Goal => Which lines below hold the word "React"? Copy all of them.

Collected material =>

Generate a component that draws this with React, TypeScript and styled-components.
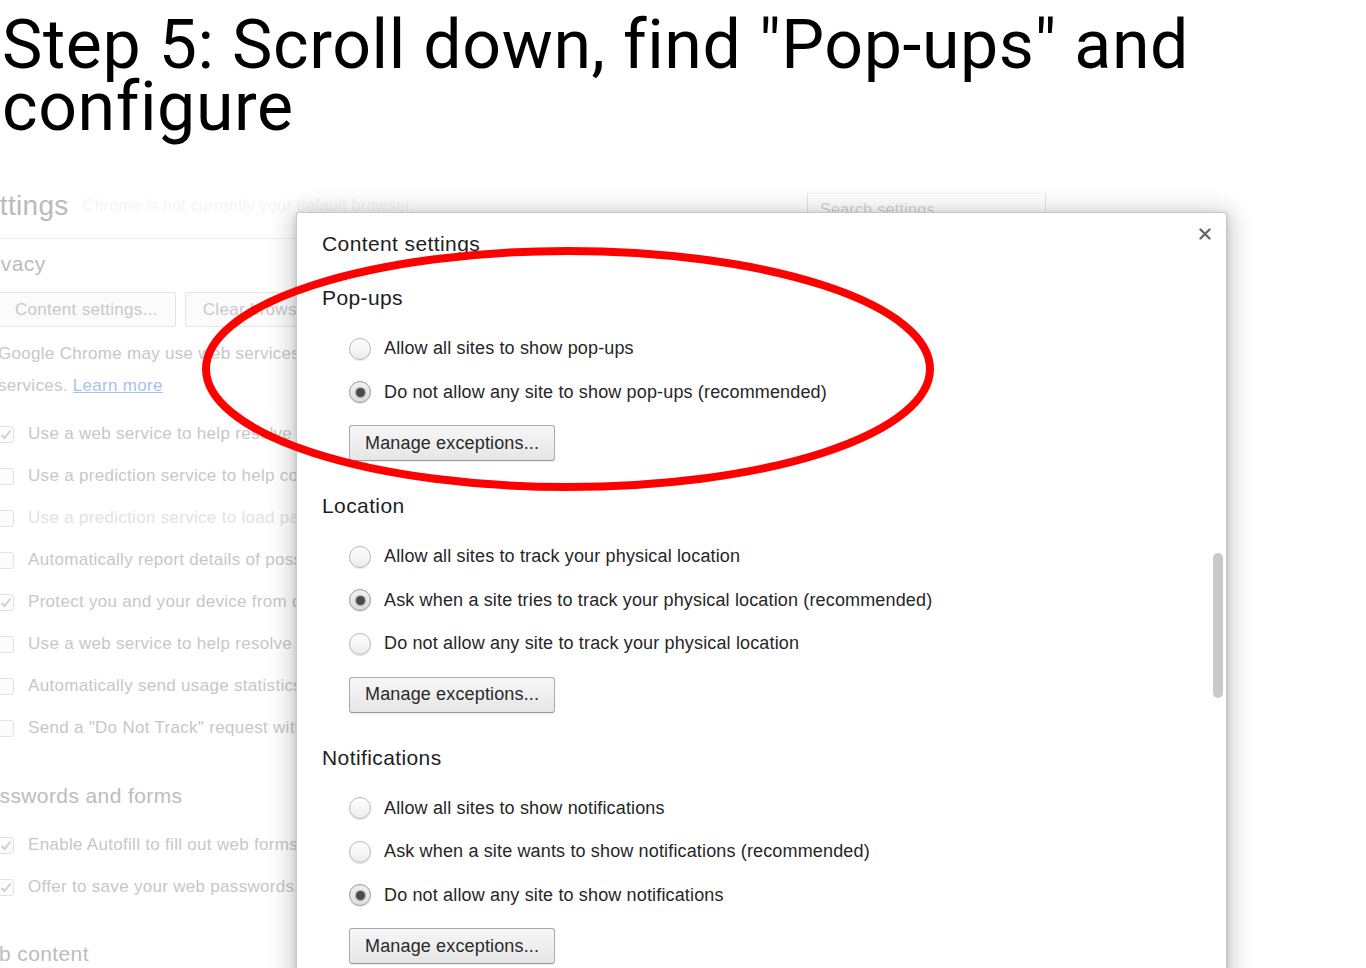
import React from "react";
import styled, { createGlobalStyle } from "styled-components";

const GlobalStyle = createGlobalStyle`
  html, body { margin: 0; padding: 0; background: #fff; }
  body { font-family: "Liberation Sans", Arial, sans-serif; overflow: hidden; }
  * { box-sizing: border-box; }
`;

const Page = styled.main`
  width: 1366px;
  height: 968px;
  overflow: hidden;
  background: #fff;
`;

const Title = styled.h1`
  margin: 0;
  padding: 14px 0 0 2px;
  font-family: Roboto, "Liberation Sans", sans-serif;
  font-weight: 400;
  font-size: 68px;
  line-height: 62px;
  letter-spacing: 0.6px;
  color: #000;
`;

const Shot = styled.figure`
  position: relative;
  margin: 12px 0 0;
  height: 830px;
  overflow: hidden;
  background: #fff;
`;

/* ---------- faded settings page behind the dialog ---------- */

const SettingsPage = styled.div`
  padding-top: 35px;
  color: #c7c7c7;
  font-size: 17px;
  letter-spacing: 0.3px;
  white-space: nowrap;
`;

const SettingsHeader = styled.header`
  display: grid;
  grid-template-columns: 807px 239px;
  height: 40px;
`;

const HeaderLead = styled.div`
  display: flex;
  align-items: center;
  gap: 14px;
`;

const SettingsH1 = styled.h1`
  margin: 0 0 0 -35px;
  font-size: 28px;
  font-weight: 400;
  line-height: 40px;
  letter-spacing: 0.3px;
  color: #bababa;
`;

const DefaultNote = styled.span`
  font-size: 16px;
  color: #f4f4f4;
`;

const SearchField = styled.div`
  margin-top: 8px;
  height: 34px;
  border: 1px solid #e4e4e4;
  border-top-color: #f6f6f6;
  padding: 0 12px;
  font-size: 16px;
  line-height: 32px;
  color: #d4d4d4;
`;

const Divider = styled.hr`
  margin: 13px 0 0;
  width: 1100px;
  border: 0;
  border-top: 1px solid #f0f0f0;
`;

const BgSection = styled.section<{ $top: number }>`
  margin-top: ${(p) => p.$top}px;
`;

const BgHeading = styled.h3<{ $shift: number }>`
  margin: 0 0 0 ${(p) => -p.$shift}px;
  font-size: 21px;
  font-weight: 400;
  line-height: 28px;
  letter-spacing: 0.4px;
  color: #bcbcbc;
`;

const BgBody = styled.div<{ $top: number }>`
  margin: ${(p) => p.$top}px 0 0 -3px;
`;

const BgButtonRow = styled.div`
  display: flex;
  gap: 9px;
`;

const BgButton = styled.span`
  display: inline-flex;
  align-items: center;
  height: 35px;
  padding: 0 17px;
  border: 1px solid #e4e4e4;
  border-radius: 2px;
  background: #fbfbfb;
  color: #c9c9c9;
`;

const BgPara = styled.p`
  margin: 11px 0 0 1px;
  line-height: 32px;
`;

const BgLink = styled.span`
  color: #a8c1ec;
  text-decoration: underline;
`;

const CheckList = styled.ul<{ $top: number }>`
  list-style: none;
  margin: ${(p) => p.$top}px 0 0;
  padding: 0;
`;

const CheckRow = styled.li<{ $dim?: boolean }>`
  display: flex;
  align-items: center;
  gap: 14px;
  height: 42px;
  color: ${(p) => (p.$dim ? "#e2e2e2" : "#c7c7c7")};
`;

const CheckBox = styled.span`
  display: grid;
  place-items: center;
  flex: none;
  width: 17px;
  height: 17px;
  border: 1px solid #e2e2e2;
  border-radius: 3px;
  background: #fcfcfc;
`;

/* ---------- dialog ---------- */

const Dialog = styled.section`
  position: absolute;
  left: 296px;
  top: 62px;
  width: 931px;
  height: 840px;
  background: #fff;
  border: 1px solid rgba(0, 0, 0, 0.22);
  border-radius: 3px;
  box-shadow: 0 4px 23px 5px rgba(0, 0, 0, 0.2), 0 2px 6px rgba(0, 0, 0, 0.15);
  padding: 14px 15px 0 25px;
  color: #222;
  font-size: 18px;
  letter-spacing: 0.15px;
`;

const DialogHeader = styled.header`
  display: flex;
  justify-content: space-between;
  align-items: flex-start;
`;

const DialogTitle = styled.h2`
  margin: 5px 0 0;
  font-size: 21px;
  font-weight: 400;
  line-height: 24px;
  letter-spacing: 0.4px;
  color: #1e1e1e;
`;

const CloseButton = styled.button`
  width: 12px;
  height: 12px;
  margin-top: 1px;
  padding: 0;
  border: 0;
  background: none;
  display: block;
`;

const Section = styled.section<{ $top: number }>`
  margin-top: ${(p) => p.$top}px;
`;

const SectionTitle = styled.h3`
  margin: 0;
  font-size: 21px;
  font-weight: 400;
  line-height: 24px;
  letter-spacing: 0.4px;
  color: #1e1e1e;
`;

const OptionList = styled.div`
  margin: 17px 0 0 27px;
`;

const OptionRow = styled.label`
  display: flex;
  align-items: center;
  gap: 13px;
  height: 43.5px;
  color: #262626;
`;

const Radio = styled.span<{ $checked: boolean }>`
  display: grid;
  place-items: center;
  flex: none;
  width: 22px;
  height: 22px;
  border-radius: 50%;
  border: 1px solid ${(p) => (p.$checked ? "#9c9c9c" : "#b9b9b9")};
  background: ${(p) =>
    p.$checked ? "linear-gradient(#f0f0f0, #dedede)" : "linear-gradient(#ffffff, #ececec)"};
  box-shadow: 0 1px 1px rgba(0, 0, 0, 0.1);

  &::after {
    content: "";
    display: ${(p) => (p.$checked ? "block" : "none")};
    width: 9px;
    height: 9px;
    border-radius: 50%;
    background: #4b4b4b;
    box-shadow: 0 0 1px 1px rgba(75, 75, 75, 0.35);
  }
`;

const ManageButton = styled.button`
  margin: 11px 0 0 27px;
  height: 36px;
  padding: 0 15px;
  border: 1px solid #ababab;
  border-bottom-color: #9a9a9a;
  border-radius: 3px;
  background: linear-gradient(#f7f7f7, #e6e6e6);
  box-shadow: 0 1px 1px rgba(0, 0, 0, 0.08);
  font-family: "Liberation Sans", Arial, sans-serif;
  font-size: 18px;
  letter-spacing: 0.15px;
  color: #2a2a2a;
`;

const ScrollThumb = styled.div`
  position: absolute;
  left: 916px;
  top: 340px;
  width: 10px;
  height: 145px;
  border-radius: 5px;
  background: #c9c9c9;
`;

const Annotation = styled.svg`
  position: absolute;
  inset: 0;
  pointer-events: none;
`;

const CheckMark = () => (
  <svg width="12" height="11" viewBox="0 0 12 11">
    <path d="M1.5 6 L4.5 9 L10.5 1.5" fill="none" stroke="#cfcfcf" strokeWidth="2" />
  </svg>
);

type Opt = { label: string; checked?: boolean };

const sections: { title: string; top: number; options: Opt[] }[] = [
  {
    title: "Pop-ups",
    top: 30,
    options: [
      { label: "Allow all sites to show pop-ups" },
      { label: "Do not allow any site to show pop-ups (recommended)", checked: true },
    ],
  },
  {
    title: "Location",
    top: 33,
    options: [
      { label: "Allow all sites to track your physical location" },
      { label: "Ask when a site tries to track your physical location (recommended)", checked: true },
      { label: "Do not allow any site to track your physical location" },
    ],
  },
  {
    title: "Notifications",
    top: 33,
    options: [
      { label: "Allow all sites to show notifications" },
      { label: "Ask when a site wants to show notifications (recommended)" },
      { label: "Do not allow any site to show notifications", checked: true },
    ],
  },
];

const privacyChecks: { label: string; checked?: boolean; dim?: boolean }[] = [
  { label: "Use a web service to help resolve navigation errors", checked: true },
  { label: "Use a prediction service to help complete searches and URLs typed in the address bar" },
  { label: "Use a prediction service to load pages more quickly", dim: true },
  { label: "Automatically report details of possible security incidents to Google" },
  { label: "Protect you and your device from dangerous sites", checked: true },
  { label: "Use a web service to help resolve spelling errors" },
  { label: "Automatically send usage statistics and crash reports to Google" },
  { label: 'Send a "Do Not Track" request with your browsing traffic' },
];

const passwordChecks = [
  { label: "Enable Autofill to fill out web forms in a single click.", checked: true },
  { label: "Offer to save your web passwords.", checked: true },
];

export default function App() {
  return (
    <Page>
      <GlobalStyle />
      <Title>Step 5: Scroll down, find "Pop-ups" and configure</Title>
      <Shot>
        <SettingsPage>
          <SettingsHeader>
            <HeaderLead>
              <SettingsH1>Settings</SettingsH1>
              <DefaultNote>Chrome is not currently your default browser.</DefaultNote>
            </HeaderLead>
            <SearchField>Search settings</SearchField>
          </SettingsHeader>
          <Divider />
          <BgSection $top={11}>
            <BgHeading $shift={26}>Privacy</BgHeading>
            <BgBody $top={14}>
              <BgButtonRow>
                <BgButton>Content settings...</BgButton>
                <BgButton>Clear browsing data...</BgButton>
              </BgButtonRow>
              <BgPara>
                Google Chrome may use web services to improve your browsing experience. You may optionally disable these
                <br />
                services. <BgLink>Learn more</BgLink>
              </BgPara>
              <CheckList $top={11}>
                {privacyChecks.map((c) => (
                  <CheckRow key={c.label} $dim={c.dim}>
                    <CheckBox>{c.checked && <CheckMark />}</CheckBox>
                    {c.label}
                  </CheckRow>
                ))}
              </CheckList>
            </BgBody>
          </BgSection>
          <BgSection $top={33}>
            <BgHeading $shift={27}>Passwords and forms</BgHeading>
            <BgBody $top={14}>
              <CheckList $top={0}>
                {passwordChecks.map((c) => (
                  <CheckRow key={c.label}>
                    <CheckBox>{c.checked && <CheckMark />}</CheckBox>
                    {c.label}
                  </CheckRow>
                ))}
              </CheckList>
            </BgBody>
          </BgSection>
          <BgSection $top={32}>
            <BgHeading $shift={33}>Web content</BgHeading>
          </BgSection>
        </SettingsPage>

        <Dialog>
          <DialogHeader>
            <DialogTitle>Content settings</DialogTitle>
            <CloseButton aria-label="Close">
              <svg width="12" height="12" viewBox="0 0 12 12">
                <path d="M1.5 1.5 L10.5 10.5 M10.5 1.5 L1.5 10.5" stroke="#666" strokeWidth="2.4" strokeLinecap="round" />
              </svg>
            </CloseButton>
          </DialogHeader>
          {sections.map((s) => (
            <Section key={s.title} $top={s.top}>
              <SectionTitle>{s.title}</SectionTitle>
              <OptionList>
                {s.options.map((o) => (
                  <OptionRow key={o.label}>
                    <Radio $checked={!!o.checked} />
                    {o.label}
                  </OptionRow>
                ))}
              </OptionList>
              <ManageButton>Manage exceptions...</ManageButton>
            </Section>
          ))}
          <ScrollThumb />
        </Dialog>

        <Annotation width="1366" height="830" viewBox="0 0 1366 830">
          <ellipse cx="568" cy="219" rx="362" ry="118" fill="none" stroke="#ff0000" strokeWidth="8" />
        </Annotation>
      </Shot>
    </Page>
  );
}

Exercise answer =>
Generate a component that draws this with React, TypeScript and styled-components.
import React from "react";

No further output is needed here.